Let us look at a historic example of this phenomenon. The role of the Federal Reserve in the housing boom and bust illustrates perfectly this problem. First, the FED cut interest rates to a 50-year-old low of 1% between 2001 and 2004. As a result of this, the rate of interest charged on mortgages fell dramatically, and it brought about the boom in borrowing and lending. Among other things, the real-estate loans of commercial banks more than doubled in this period. And to add fuel to the fire, due to government regulations, these loans had to be extended to borrowers with bad credit ratings.

This brought about the collapse of 2008, as it was predicted by Peter Schiff. The book ‘Meltdown’ by Thomas E. Woods demonstrates this in much greater detail, but the conclusion of it is that as the government meddles with the interest rates, things may turn dark in an unexpected and ear-splitting financial thunderstorm. The worse thing is that such events are largely invisible, and while the Federal Reserve artificially suppresses the interest rates, they create the illusion of economic growth since those new investments boost the GDP.
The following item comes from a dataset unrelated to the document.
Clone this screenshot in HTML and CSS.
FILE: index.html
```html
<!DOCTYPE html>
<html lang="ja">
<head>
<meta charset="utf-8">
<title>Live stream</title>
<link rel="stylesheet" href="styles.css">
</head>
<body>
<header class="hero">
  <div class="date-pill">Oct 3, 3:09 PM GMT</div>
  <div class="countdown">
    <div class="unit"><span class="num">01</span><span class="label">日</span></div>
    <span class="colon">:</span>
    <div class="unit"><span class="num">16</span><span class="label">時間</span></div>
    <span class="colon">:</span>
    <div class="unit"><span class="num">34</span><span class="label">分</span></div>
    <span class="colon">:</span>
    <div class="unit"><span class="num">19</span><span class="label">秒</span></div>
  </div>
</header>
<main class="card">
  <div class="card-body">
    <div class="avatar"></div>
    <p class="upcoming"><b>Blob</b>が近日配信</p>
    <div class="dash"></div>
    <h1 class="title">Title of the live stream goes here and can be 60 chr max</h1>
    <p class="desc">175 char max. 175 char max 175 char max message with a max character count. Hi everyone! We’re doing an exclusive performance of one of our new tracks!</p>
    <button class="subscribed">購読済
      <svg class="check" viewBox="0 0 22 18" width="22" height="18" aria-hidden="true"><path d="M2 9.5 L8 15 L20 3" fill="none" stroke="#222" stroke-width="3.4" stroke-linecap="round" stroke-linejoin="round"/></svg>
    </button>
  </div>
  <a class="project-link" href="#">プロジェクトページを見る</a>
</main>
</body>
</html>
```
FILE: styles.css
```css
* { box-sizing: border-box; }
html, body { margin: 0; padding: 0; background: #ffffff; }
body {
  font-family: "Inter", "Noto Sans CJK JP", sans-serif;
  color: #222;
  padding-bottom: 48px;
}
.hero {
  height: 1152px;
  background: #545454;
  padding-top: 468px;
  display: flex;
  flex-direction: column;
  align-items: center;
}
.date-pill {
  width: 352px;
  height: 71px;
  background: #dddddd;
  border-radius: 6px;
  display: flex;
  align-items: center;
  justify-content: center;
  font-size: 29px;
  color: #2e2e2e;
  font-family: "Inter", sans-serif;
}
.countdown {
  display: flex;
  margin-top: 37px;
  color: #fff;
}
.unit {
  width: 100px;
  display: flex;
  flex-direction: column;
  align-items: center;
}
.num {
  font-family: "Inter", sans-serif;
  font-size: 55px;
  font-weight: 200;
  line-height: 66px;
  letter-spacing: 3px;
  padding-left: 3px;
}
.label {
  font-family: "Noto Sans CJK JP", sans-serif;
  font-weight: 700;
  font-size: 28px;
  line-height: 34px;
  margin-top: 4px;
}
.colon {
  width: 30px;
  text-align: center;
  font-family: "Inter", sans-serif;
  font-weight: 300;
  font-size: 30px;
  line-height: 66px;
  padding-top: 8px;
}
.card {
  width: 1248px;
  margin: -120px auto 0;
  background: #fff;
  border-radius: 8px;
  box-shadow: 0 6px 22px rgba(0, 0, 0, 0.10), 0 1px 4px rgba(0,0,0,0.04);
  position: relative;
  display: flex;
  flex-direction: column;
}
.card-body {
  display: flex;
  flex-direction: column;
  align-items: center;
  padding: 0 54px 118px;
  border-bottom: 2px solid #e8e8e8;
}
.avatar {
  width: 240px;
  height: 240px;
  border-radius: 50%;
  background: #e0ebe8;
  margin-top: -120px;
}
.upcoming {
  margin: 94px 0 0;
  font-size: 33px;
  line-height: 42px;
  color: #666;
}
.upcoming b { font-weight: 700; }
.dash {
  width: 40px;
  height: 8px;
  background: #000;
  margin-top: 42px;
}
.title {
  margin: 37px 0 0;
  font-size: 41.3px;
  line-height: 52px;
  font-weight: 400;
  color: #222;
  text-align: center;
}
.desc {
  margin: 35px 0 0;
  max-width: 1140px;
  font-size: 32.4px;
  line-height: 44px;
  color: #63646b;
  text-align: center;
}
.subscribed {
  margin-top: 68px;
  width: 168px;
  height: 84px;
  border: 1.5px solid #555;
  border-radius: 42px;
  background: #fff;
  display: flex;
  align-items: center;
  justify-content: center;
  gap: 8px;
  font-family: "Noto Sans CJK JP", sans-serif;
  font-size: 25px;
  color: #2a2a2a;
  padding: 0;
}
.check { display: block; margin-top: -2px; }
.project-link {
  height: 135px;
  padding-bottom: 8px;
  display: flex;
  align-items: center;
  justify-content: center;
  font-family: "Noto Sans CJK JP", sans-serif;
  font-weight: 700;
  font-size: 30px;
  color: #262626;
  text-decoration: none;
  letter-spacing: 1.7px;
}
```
But wealth cannot be created with a printing press and so this mad ride is finite, and the end is always and inevitably a horrific and monstrous crash.

With this newfound knowledge in mind, let us look at the current interest rates of the United States by examining the following chart.

Effective Federal Funds Rates
Effective Federal Funds Rates

That infinitesimal dip in the very end caused the worst start of any year and one of the worst months in the history of the stock market.

There is a good chance – especially if the madness of low-interest rates continue – that the worst global economic collapse is on the horizon. Those people whose livelihood is dependent on the government and those who work in the public sector may fall by the millions and a lesson of history so horrible may commence that will forever teach mankind about the vice of government intervention.